Stated exercise
Which lines in the material below contain the word "table"? Copy each of them.
start
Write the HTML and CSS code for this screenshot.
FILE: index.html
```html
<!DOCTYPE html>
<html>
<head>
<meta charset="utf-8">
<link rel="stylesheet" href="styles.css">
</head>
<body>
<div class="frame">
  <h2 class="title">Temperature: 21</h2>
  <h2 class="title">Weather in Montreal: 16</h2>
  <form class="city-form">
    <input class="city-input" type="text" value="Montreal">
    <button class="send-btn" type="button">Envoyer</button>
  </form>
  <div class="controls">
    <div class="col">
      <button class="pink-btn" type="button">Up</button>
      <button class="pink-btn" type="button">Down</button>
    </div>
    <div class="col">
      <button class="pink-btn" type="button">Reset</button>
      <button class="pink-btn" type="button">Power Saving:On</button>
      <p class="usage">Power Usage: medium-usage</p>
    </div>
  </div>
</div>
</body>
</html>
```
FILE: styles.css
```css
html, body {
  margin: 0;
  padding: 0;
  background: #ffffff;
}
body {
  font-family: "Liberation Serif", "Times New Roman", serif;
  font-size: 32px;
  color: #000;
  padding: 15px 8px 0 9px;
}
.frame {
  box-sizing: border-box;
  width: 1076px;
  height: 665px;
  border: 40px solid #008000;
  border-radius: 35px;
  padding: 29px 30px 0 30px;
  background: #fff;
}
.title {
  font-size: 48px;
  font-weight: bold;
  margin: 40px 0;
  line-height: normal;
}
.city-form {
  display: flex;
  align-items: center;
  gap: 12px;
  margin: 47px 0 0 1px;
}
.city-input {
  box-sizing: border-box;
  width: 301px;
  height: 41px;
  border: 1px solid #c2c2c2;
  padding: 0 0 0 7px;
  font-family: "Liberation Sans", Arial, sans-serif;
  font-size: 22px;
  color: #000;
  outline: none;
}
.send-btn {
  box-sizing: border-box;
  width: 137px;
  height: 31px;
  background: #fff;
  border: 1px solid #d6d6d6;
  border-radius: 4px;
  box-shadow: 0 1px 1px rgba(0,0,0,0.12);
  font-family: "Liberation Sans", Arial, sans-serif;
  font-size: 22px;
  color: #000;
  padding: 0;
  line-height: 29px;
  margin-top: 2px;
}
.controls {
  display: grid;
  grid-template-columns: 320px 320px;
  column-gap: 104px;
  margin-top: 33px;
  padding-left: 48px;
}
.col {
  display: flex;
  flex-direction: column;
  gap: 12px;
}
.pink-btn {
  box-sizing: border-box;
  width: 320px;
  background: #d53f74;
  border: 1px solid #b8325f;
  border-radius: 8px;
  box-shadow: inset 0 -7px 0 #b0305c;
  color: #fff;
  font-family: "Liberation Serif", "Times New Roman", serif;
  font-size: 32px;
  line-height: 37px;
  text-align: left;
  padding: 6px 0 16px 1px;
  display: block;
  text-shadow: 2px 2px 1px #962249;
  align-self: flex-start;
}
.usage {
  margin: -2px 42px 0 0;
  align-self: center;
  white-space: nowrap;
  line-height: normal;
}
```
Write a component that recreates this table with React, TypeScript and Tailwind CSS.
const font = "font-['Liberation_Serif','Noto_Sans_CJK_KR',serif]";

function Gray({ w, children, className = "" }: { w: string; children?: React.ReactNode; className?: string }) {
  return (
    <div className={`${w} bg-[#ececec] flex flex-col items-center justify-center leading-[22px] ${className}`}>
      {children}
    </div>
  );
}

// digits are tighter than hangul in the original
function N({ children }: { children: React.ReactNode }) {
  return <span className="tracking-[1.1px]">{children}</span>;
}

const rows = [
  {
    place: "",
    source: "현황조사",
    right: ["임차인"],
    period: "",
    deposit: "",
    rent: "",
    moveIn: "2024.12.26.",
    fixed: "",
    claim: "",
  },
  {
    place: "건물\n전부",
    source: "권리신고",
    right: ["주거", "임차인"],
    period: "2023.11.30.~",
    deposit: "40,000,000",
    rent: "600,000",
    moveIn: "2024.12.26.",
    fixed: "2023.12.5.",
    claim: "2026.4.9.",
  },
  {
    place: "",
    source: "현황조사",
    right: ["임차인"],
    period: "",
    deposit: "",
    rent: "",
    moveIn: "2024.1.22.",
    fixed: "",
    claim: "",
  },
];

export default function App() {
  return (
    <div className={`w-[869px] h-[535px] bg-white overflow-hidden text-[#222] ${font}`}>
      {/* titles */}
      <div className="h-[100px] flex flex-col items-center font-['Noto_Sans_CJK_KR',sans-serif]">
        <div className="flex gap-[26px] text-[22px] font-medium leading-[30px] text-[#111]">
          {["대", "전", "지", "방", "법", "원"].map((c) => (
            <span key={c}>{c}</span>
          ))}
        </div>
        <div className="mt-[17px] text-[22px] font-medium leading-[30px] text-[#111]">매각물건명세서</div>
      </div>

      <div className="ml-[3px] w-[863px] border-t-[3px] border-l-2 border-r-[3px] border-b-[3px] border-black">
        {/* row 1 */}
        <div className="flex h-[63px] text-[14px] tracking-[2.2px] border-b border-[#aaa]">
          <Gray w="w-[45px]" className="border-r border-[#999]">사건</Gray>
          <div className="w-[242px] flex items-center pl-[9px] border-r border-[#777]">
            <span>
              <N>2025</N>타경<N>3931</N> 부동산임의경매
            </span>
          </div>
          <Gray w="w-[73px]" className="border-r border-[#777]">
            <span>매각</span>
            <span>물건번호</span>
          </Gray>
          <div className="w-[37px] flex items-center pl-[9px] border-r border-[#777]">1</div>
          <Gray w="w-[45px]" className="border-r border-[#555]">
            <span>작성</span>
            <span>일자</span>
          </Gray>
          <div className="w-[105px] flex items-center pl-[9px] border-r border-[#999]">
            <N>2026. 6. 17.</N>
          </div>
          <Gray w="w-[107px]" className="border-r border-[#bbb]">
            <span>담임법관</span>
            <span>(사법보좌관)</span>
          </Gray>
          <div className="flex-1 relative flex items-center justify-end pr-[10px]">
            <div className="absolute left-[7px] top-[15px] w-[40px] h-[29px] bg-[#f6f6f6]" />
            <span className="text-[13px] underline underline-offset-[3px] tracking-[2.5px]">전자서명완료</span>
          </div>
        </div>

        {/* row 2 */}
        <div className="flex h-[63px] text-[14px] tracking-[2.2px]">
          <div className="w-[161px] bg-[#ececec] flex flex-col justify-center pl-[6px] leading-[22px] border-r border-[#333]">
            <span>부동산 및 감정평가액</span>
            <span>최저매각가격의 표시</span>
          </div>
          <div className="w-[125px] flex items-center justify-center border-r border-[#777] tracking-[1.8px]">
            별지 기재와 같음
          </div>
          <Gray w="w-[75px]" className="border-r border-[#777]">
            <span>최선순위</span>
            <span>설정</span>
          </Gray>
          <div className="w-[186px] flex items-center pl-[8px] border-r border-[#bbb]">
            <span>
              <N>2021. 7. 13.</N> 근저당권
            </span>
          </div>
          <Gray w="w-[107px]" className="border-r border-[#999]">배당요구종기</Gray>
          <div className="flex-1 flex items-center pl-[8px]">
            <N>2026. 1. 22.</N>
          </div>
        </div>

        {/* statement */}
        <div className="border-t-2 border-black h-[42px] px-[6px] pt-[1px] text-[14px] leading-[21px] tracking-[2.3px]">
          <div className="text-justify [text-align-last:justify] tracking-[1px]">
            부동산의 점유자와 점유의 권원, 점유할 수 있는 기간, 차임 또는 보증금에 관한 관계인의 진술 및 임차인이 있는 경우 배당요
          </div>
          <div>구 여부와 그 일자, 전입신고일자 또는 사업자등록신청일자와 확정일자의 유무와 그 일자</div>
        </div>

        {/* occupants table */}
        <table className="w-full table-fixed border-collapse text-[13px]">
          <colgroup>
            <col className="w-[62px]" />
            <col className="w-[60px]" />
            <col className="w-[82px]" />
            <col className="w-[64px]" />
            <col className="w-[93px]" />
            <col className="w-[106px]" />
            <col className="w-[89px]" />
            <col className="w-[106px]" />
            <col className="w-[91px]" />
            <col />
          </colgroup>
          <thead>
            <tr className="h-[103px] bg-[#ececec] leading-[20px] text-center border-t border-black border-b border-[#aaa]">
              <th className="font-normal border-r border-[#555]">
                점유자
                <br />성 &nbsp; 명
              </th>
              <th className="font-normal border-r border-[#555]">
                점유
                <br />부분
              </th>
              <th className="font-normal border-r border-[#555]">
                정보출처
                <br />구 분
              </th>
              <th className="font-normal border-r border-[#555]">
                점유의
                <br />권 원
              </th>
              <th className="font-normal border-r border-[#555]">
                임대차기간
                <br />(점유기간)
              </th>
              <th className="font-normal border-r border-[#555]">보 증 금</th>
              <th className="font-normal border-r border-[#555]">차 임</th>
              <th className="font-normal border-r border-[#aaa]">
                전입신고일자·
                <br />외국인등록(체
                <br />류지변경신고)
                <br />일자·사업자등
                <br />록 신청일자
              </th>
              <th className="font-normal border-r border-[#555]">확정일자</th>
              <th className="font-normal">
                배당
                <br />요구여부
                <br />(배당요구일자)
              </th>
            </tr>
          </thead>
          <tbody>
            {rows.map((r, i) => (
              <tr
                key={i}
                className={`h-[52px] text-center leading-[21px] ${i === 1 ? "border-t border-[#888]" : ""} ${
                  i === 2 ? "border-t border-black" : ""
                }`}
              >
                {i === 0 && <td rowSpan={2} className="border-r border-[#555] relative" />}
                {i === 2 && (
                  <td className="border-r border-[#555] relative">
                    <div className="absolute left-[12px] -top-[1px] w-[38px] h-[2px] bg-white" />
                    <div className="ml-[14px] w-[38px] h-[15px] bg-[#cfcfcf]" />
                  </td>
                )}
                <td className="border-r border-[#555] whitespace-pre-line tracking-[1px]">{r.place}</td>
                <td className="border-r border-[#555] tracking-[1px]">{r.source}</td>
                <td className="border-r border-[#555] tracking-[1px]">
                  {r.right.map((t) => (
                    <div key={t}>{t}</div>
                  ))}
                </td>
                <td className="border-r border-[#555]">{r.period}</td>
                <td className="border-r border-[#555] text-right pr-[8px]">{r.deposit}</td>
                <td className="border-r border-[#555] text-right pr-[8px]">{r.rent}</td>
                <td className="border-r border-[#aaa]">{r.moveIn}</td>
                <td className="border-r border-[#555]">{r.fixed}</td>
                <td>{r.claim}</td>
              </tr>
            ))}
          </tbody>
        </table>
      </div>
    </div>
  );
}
end
Complete output
Write a component that recreates this table with React, TypeScript and Tailwind CSS.
        {/* occupants table */}
        <table className="w-full table-fixed border-collapse text-[13px]">
        </table>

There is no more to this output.